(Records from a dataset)

= = = =

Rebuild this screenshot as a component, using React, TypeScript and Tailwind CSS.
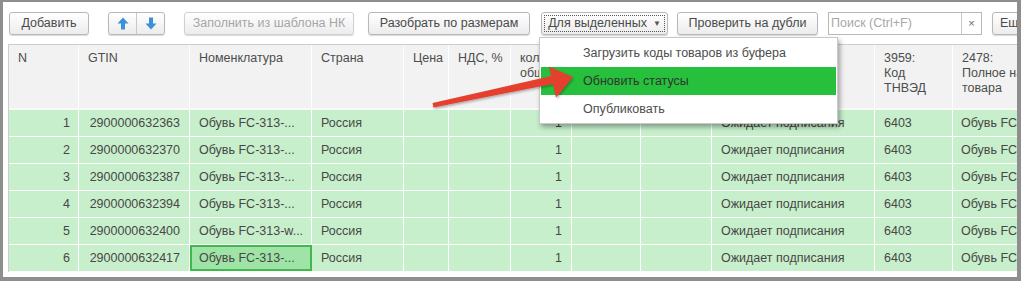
import React from "react";

const cols = [70, 111, 122, 92, 45, 62, 61, 69, 71, 163, 78, 200];

const headers: string[][] = [
  ["N"],
  ["GTIN"],
  ["Номенклатура"],
  ["Страна"],
  ["Цена"],
  ["НДС, %"],
  ["кол-во", "общее"],
  ["Сумма"],
  ["Сумма", "НДС"],
  ["Статус"],
  ["3959:", "Код", "ТНВЭД"],
  ["2478:", "Полное наименование", "товара"],
];

const rows = [
  ["1", "2900000632363", "Обувь FC-313-..."],
  ["2", "2900000632370", "Обувь FC-313-..."],
  ["3", "2900000632387", "Обувь FC-313-..."],
  ["4", "2900000632394", "Обувь FC-313-..."],
  ["5", "2900000632400", "Обувь FC-313-w..."],
  ["6", "2900000632417", "Обувь FC-313-..."],
];

function Btn({ children, className = "" }: { children: React.ReactNode; className?: string }) {
  return (
    <div
      className={
        "shrink-0 h-[23px] flex items-center justify-center rounded-[3px] border border-[#b8b8b8] bg-gradient-to-b from-[#ffffff] to-[#ececec] shadow-[0_1px_1px_rgba(0,0,0,0.15)] whitespace-nowrap " +
        className
      }
    >
      {children}
    </div>
  );
}

function ArrowIcon({ up }: { up: boolean }) {
  return (
    <svg width="12" height="13" viewBox="0 0 12 13" className={up ? "" : "rotate-180"}>
      <path d="M6 0.5 L11.5 6.5 L8 6.5 L8 12.5 L4 12.5 L4 6.5 L0.5 6.5 Z" fill="#3d8fd8" />
    </svg>
  );
}

export default function App() {
  return (
    <div className="w-[1024px] h-[283px] bg-white relative overflow-hidden" style={{ fontFamily: '"Liberation Sans", Arial, sans-serif' }}>
      <div className="w-[1021px] h-[281px] border-l-[3px] border-t-[2px] border-r-[4px] border-b-[4px] border-[#8e8e8e] bg-white relative overflow-hidden text-[12.5px] text-[#4a4a4a]">
        {/* Toolbar */}
        <div className="flex items-center pt-[10px] pl-[6px] h-[33px] w-[1100px]">
          <Btn className="w-[80px]">Добавить</Btn>
          <div className="shrink-0 ml-[19px] flex h-[23px] w-[57px] rounded-[3px] border border-[#b8b8b8] bg-gradient-to-b from-[#ffffff] to-[#ececec] shadow-[0_1px_1px_rgba(0,0,0,0.15)]">
            <div className="flex-1 flex items-center justify-center border-r border-[#c8c8c8]">
              <ArrowIcon up />
            </div>
            <div className="flex-1 flex items-center justify-center">
              <ArrowIcon up={false} />
            </div>
          </div>
          <Btn className="ml-[19px] w-[170px] text-[#a6a6a6] border-[#d0d0d0]">Заполнить из шаблона НК</Btn>
          <Btn className="ml-[14px] w-[162px]">Разобрать по размерам</Btn>
          <Btn className="ml-[11px] w-[127px] from-[#f4f4f4] to-[#e4e4e4] p-[2px]">
            <div className="w-full h-full flex items-center justify-center border border-dotted border-[#555]">
              Для выделенных
              <span className="ml-[6px] text-[8px] text-[#555]">▼</span>
            </div>
          </Btn>
          <Btn className="ml-[9px] w-[141px]">Проверить на дубли</Btn>
          <div className="shrink-0 ml-[10px] flex h-[23px] border border-[#b8b8b8] bg-white">
            <div className="w-[133px] flex items-center pl-[2px] text-[#a8a8a8] border-r border-[#c8c8c8]">Поиск (Ctrl+F)</div>
            <div className="w-[19px] flex items-center justify-center text-[11px] text-[#666]">×</div>
          </div>
          <Btn className="ml-[10px] w-[60px] justify-start pl-[7px]">Ещё</Btn>
        </div>

        {/* Table */}
        <div className="mt-[9px] ml-[5px] border-t border-l border-[#cdcdcd] overflow-hidden">
          <div className="flex h-[65px] bg-[#f2f2f2] border-b-2 border-[#fafafa]">
            {headers.map((h, i) => (
              <div
                key={i}
                className="shrink-0 border-r border-white pl-[9px] pt-[6px] leading-[15px] whitespace-nowrap overflow-hidden text-[#4d4d4d]"
                style={{ width: cols[i] }}
              >
                {h.map((l, j) => (
                  <div key={j}>{l}</div>
                ))}
              </div>
            ))}
          </div>
          {rows.map((r, ri) => (
            <div key={ri} className="flex h-[27px] bg-[#c7efcb] border-b border-white">
              {cols.map((w, ci) => {
                let content: React.ReactNode = null;
                let cls = "pl-[9px]";
                if (ci === 0) {
                  content = r[0];
                  cls = "justify-end pr-[8px]";
                } else if (ci === 1) {
                  content = r[1];
                  cls = "justify-end pr-[9px]";
                } else if (ci === 2) {
                  content = r[2];
                } else if (ci === 3) content = "Россия";
                else if (ci === 6) {
                  content = "1";
                  cls = "justify-end pr-[9px]";
                } else if (ci === 9) content = "Ожидает подписания";
                else if (ci === 10) content = "6403";
                else if (ci === 11) {
                  content = "Обувь FC-313-wmn-black-36";
                  cls = "pl-[8px]";
                }
                const selected = ri === 5 && ci === 2;
                return (
                  <div
                    key={ci}
                    className={
                      "shrink-0 flex items-center whitespace-nowrap overflow-hidden border-r border-white text-[#474747] " +
                      cls +
                      (selected ? " bg-[#9fe3a6] outline outline-2 -outline-offset-2 outline-[#3dba4b]" : "")
                    }
                    style={{ width: w }}
                  >
                    {content}
                  </div>
                );
              })}
            </div>
          ))}
        </div>

        {/* Dropdown menu */}
        <div className="absolute left-[536px] top-[35px] w-[299px] h-[87px] bg-white border border-[#c9c9c9] shadow-[2px_3px_5px_rgba(0,0,0,0.35)] py-[1px] px-[1px]">
          <div className="h-[28px] flex items-center pl-[42px] text-[#4d4d4d]">Загрузить коды товаров из буфера</div>
          <div className="h-[28px] flex items-center pl-[42px] bg-[#26c03c] text-[#333]">Обновить статусы</div>
          <div className="h-[28px] flex items-center pl-[42px] text-[#4d4d4d]">Опубликовать</div>
        </div>
      </div>

      {/* Red arrow annotation */}
      <svg className="absolute left-0 top-0 pointer-events-none" width="1024" height="283">
        <defs>
          <filter id="sh" x="-10%" y="-10%" width="120%" height="130%">
            <feDropShadow dx="1" dy="1.5" stdDeviation="1" floodColor="#000" floodOpacity="0.3" />
          </filter>
        </defs>
        <polygon
          points="432.6,103 551.2,76.1 549,66.5 573,77 556,97.5 552.8,83.9 433.4,107.5"
          fill="#e5402f"
          filter="url(#sh)"
        />
      </svg>
    </div>
  );
}
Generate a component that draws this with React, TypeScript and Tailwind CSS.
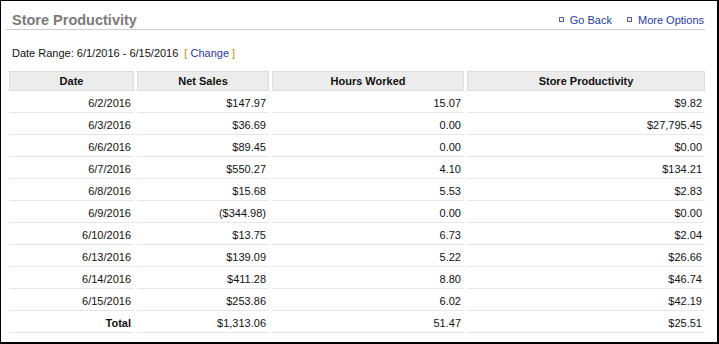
const rows = [
  { date: '6/2/2016', sales: '$147.97', hours: '15.07', prod: '$9.82' },
  { date: '6/3/2016', sales: '$36.69', hours: '0.00', prod: '$27,795.45' },
  { date: '6/6/2016', sales: '$89.45', hours: '0.00', prod: '$0.00' },
  { date: '6/7/2016', sales: '$550.27', hours: '4.10', prod: '$134.21' },
  { date: '6/8/2016', sales: '$15.68', hours: '5.53', prod: '$2.83' },
  { date: '6/9/2016', sales: '($344.98)', hours: '0.00', prod: '$0.00' },
  { date: '6/10/2016', sales: '$13.75', hours: '6.73', prod: '$2.04' },
  { date: '6/13/2016', sales: '$139.09', hours: '5.22', prod: '$26.66' },
  { date: '6/14/2016', sales: '$411.28', hours: '8.80', prod: '$46.74' },
  { date: '6/15/2016', sales: '$253.86', hours: '6.02', prod: '$42.19' },
];

const cols = 'grid grid-cols-[125px_132px_192px_238px] gap-x-[3px]';

function Bullet() {
  return <span className="inline-block w-[5px] h-[5px] border border-[#59609a] bg-[#eef0f8] mr-[6px] mb-[2px]" />;
}

function Row({ a, b, c, d, bold }: { a: string; b: string; c: string; d: string; bold?: boolean }) {
  const cell = 'h-[19px] border-b border-[#e6e6e6] text-right pr-[3px] leading-[18px]';
  return (
    <div className={cols}>
      <div className={`${cell} ${bold ? 'font-bold' : ''}`}>{a}</div>
      <div className={cell}>{b}</div>
      <div className={cell}>{c}</div>
      <div className={cell}>{d}</div>
    </div>
  );
}

export default function App() {
  const head = 'h-[20px] bg-[#ececec] border border-[#dcdcdc] text-center font-bold leading-[18px]';
  return (
    <div
      className="w-[719px] h-[344px] bg-white border-l border-t border-r-2 border-b-2 border-black text-[11px] text-[#111]"
      style={{ fontFamily: '"Liberation Sans", Arial, sans-serif' }}
    >
      <div className="ml-[5px] mr-[12px] mt-[10px] h-[19px] border-b border-[#cccccc] flex items-end justify-between">
        <div className="ml-[6px] text-[14.5px] font-bold text-[#7a7a7a] leading-[18px]">Store Productivity</div>
        <div className="flex items-center gap-[15px] text-[#1f3aa6] leading-[16px] mb-[1px] pr-[1px]">
          <span className="flex items-center"><Bullet />Go Back</span>
          <span className="flex items-center"><Bullet />More Options</span>
        </div>
      </div>
      <div className="ml-[11px] mt-[16px] leading-[14px]">
        Date Range: <span className="font-medium">6/1/2016 - 6/15/2016</span>
        <span className="ml-[6px] text-[#c08a20]">[</span>{' '}
        <span className="text-[#1f3aa6]">Change</span>{' '}
        <span className="text-[#c08a20]">]</span>
      </div>
      <div className="ml-[8px] mt-[11px] flex flex-col gap-y-[3px]">
        <div className={cols}>
          <div className={head}>Date</div>
          <div className={head}>Net Sales</div>
          <div className={head}>Hours Worked</div>
          <div className={head}>Store Productivity</div>
        </div>
        {rows.map((r) => (
          <Row key={r.date} a={r.date} b={r.sales} c={r.hours} d={r.prod} />
        ))}
        <Row a="Total" b="$1,313.06" c="51.47" d="$25.51" bold />
      </div>
    </div>
  );
}
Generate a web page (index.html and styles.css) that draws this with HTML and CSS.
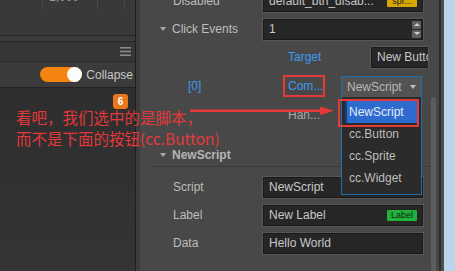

= = = =

STATED TASK: Show every line above in which the word "Tailwind" occurs.

CORRECT RESPONSE:
Rebuild this screenshot as a component, using React, TypeScript and Tailwind CSS.
Generate a component that draws this with React, TypeScript and Tailwind CSS.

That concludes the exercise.